-------- The input

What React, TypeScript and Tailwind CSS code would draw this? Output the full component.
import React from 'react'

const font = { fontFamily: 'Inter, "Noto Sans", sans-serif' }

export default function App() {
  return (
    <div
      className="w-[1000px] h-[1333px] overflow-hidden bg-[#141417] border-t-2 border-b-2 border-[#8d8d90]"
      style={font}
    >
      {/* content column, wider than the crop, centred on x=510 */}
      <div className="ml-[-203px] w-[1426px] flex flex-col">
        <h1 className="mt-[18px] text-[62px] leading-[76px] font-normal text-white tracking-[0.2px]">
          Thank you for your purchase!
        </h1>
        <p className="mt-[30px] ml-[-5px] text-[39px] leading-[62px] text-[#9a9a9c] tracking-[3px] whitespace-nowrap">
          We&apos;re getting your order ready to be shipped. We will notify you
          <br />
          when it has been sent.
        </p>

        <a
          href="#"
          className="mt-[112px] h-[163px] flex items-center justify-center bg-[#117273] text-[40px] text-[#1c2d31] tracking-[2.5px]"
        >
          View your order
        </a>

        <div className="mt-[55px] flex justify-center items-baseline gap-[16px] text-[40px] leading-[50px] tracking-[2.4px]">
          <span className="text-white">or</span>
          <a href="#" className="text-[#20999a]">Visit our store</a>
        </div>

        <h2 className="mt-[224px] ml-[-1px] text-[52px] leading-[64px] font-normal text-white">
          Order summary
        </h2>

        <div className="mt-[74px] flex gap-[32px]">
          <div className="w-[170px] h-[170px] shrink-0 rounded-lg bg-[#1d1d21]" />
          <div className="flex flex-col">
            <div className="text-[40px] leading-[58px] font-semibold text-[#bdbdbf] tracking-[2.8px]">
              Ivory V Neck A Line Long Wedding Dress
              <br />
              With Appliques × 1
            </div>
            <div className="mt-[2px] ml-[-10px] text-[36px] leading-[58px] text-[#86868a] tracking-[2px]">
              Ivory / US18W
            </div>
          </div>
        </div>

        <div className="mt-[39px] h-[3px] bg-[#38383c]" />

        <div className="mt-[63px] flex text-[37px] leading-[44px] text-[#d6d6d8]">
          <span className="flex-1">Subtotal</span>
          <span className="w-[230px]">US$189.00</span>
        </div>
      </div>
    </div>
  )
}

----------------
-------- The input

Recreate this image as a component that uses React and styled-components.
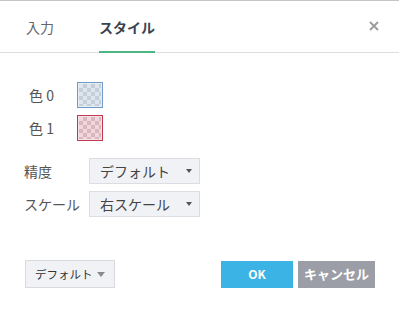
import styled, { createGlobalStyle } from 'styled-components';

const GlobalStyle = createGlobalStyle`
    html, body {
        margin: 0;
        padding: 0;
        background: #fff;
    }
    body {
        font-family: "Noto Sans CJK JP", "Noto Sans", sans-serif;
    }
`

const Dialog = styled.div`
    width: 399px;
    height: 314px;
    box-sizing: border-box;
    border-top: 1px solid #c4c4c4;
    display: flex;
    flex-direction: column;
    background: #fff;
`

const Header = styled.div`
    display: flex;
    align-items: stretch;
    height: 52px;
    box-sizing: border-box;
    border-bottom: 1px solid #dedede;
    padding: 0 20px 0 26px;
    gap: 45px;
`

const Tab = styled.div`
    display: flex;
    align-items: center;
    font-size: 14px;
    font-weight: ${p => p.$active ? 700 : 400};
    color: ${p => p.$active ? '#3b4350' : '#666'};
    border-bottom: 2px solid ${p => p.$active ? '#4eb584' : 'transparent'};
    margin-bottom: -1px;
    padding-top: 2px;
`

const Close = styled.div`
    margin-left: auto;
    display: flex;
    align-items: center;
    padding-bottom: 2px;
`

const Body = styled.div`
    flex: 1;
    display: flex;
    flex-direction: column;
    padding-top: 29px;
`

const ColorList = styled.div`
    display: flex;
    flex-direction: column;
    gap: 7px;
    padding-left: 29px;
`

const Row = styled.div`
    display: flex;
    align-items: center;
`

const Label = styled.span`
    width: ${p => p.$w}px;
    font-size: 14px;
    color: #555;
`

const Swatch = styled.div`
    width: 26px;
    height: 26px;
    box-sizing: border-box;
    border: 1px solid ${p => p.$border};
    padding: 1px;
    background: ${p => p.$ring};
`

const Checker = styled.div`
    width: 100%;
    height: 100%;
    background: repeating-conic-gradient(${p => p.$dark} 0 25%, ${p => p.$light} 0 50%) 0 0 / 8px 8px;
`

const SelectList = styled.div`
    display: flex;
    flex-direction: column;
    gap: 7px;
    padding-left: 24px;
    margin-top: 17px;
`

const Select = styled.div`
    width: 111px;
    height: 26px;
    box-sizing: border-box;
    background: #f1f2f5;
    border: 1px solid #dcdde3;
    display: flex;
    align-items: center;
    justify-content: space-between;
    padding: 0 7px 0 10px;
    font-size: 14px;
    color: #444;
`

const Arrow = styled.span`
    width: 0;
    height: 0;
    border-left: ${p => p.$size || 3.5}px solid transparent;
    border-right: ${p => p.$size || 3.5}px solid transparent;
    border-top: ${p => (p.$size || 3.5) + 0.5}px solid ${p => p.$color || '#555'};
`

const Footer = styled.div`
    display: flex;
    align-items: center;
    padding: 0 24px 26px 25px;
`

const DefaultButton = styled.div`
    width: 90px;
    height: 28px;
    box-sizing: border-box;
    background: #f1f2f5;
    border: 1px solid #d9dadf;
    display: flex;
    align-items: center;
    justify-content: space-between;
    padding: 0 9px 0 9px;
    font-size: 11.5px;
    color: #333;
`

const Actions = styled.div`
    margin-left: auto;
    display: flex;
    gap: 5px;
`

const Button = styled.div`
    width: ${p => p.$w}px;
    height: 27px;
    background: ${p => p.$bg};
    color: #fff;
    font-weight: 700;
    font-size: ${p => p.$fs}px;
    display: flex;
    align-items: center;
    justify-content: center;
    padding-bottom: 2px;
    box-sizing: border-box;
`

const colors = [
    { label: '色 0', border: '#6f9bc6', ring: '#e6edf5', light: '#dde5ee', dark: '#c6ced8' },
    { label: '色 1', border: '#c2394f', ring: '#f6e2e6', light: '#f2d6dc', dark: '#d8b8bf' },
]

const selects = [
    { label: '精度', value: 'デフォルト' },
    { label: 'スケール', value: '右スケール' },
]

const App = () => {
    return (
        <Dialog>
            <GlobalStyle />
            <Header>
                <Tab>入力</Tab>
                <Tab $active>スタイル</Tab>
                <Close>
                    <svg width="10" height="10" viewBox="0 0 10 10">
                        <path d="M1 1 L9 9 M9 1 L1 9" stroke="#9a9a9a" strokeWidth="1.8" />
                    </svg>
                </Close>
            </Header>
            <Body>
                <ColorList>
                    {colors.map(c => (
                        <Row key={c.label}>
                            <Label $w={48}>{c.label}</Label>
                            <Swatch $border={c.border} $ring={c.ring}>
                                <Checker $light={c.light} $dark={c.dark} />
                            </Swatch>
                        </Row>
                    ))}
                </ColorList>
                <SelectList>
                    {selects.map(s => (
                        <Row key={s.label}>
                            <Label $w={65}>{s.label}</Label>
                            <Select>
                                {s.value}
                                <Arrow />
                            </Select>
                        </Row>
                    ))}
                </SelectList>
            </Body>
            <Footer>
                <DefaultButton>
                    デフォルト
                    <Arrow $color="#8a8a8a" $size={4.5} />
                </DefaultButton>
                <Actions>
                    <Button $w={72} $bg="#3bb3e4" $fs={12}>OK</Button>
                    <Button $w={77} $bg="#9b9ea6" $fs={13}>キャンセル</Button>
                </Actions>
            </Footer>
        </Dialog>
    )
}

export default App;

----------------

Your objective:
Count every line in the entries above where the word "components" appears; respond with the number alone.

Response to this task:
2